Normally, I'd expect a little premium over the standard $1 per Watt-hour price point for all those features, but in this case, you can actually get it on sale until May 21st as a launch offer for $850. And if you use the code 05UG1200, you'll get another $50 off. That's a fantastic deal for a midsize 1024Wh portable battery. If this is Ugreen's first entry, I look forward to seeing what's next.
As for the SC200 panels, cabling issues aside, they are also superb in terms of efficiency, portability, and that nifty little angle guide feature. They're my new favorite portable panels, but be prepared to learn solar wiring if you want to get the absolute best performance. Two SC200s is the maximum you can plug into the PowerRoam 1200 battery, and, to be honest, that's sufficient. It'll get you charged in four to eight hours, depending on conditions, of course.
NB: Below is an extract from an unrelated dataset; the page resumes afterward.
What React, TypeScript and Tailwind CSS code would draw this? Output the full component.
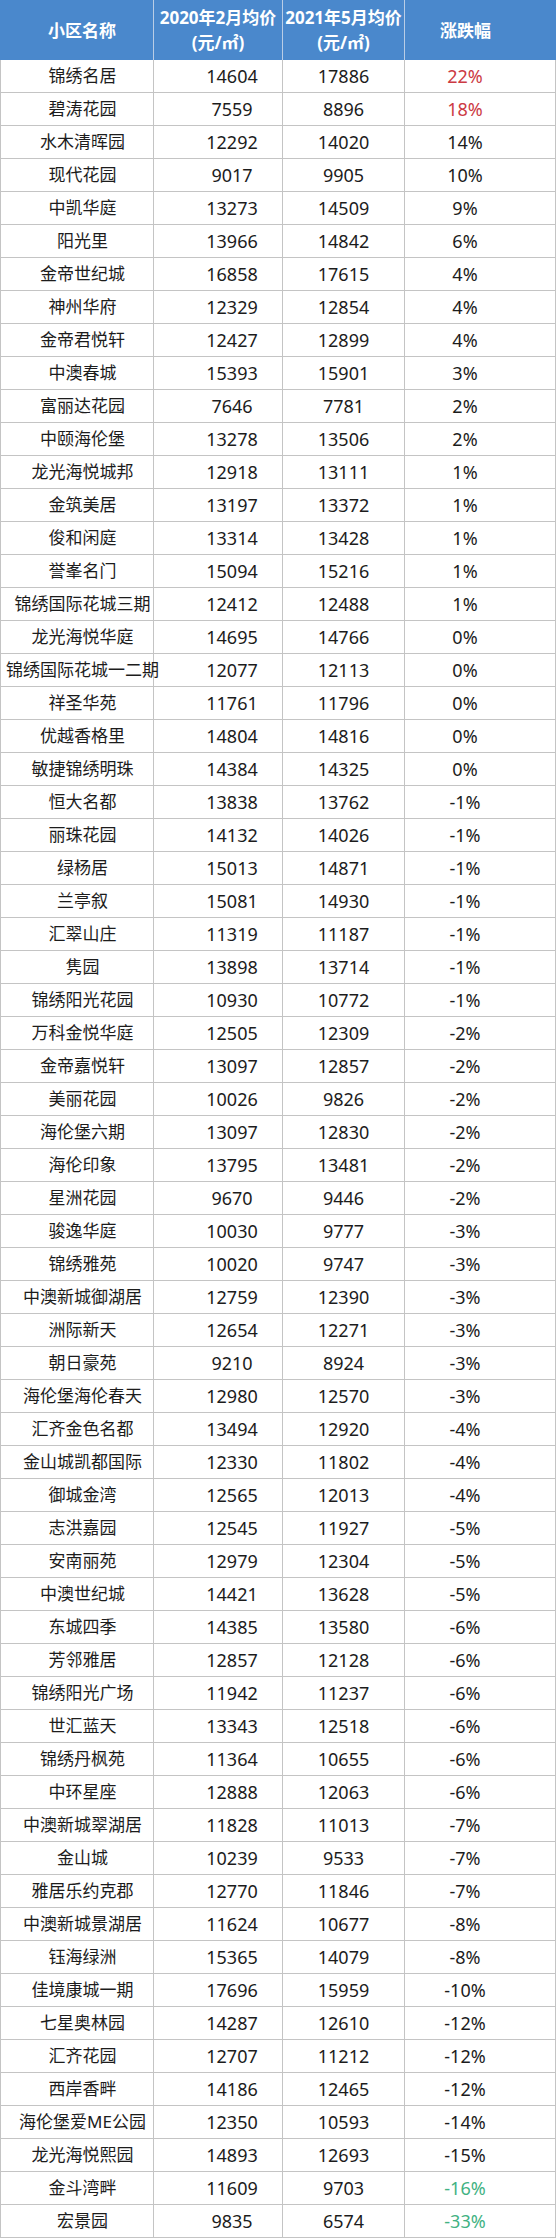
const rows: [string, number, number, string][] = [
  ['锦绣名居', 14604, 17886, '22%'],
  ['碧涛花园', 7559, 8896, '18%'],
  ['水木清晖园', 12292, 14020, '14%'],
  ['现代花园', 9017, 9905, '10%'],
  ['中凯华庭', 13273, 14509, '9%'],
  ['阳光里', 13966, 14842, '6%'],
  ['金帝世纪城', 16858, 17615, '4%'],
  ['神州华府', 12329, 12854, '4%'],
  ['金帝君悦轩', 12427, 12899, '4%'],
  ['中澳春城', 15393, 15901, '3%'],
  ['富丽达花园', 7646, 7781, '2%'],
  ['中颐海伦堡', 13278, 13506, '2%'],
  ['龙光海悦城邦', 12918, 13111, '1%'],
  ['金筑美居', 13197, 13372, '1%'],
  ['俊和闲庭', 13314, 13428, '1%'],
  ['誉峯名门', 15094, 15216, '1%'],
  ['锦绣国际花城三期', 12412, 12488, '1%'],
  ['龙光海悦华庭', 14695, 14766, '0%'],
  ['锦绣国际花城一二期', 12077, 12113, '0%'],
  ['祥圣华苑', 11761, 11796, '0%'],
  ['优越香格里', 14804, 14816, '0%'],
  ['敏捷锦绣明珠', 14384, 14325, '0%'],
  ['恒大名都', 13838, 13762, '-1%'],
  ['丽珠花园', 14132, 14026, '-1%'],
  ['绿杨居', 15013, 14871, '-1%'],
  ['兰亭叙', 15081, 14930, '-1%'],
  ['汇翠山庄', 11319, 11187, '-1%'],
  ['隽园', 13898, 13714, '-1%'],
  ['锦绣阳光花园', 10930, 10772, '-1%'],
  ['万科金悦华庭', 12505, 12309, '-2%'],
  ['金帝嘉悦轩', 13097, 12857, '-2%'],
  ['美丽花园', 10026, 9826, '-2%'],
  ['海伦堡六期', 13097, 12830, '-2%'],
  ['海伦印象', 13795, 13481, '-2%'],
  ['星洲花园', 9670, 9446, '-2%'],
  ['骏逸华庭', 10030, 9777, '-3%'],
  ['锦绣雅苑', 10020, 9747, '-3%'],
  ['中澳新城御湖居', 12759, 12390, '-3%'],
  ['洲际新天', 12654, 12271, '-3%'],
  ['朝日豪苑', 9210, 8924, '-3%'],
  ['海伦堡海伦春天', 12980, 12570, '-3%'],
  ['汇齐金色名都', 13494, 12920, '-4%'],
  ['金山城凯都国际', 12330, 11802, '-4%'],
  ['御城金湾', 12565, 12013, '-4%'],
  ['志洪嘉园', 12545, 11927, '-5%'],
  ['安南丽苑', 12979, 12304, '-5%'],
  ['中澳世纪城', 14421, 13628, '-5%'],
  ['东城四季', 14385, 13580, '-6%'],
  ['芳邻雅居', 12857, 12128, '-6%'],
  ['锦绣阳光广场', 11942, 11237, '-6%'],
  ['世汇蓝天', 13343, 12518, '-6%'],
  ['锦绣丹枫苑', 11364, 10655, '-6%'],
  ['中环星座', 12888, 12063, '-6%'],
  ['中澳新城翠湖居', 11828, 11013, '-7%'],
  ['金山城', 10239, 9533, '-7%'],
  ['雅居乐约克郡', 12770, 11846, '-7%'],
  ['中澳新城景湖居', 11624, 10677, '-8%'],
  ['钰海绿洲', 15365, 14079, '-8%'],
  ['佳境康城一期', 17696, 15959, '-10%'],
  ['七星奥林园', 14287, 12610, '-12%'],
  ['汇齐花园', 12707, 11212, '-12%'],
  ['西岸香畔', 14186, 12465, '-12%'],
  ['海伦堡爱ME公园', 12350, 10593, '-14%'],
  ['龙光海悦熙园', 14893, 12693, '-15%'],
  ['金斗湾畔', 11609, 9703, '-16%'],
  ['宏景园', 9835, 6574, '-33%'],
];

const font = { fontFamily: '"Noto Sans", "Noto Sans CJK SC", sans-serif' };

function pctColor(p: string) {
  if (p === '22%' || p === '18%') return 'text-[#cc3a43]';
  if (p === '-16%' || p === '-33%') return 'text-[#42b283]';
  return 'text-[#1c1c1c]';
}

export default function App() {
  return (
    <div className="w-[556px] bg-white" style={font}>
      {/* header */}
      <div className="grid h-[60px] grid-cols-[154px_129px_122px_151px] bg-[#4a88cc] text-[17px] font-bold leading-[25px] text-white">
        <div className="flex items-center justify-center border-r border-[#b9cde6] pl-[11px]">小区名称</div>
        <div className="flex flex-col items-center justify-center border-r border-[#b9cde6]">
          <span>2020年2月均价</span>
          <span>(元/㎡)</span>
        </div>
        <div className="flex flex-col items-center justify-center border-r border-[#b9cde6]">
          <span>2021年5月均价</span>
          <span>(元/㎡)</span>
        </div>
        <div className="flex items-center justify-center pr-[30px]">涨跌幅</div>
      </div>

      {/* rows */}
      <div className="border-l border-[#c4c4c4]">
        {rows.map(([name, a, b, pct]) => (
          <div
            key={name}
            className="grid h-[33px] grid-cols-[153px_129px_122px_151px] border-b border-[#c4c4c4] text-[#1c1c1c]"
          >
            <div className="flex items-center justify-center whitespace-nowrap border-r border-[#c4c4c4] pl-[11px] text-[17px]">
              {name}
            </div>
            <div className="flex items-center justify-center border-r border-[#c4c4c4] pl-[28px] text-[18px]">
              {a}
            </div>
            <div className="flex items-center justify-center border-r border-[#c4c4c4] text-[18px]">
              {b}
            </div>
            <div className={`flex items-center justify-center border-r border-[#c4c4c4] pr-[30px] text-[18px] ${pctColor(pct)}`}>
              {pct}
            </div>
          </div>
        ))}
      </div>
    </div>
  );
}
At $450 per 200W panel, they align with similar offerings such as those from Bluetti. But there are cheaper, unknown-brand portable panels out there for as low as $250. The only other foldable 200W panel I've tried is nowhere near as efficient as these, so the SC200 would be my pick, for sure.
As always, remember you pay a premium for portability when it comes to solar generation. If you can get away with a 400W static panel on the roof of your cabin, it'll cost about a third of the price of these for the same equivalent power output. So, do consider if you need that portability. They're only really suitable for camping, or if you're not permitted to modify your building structure.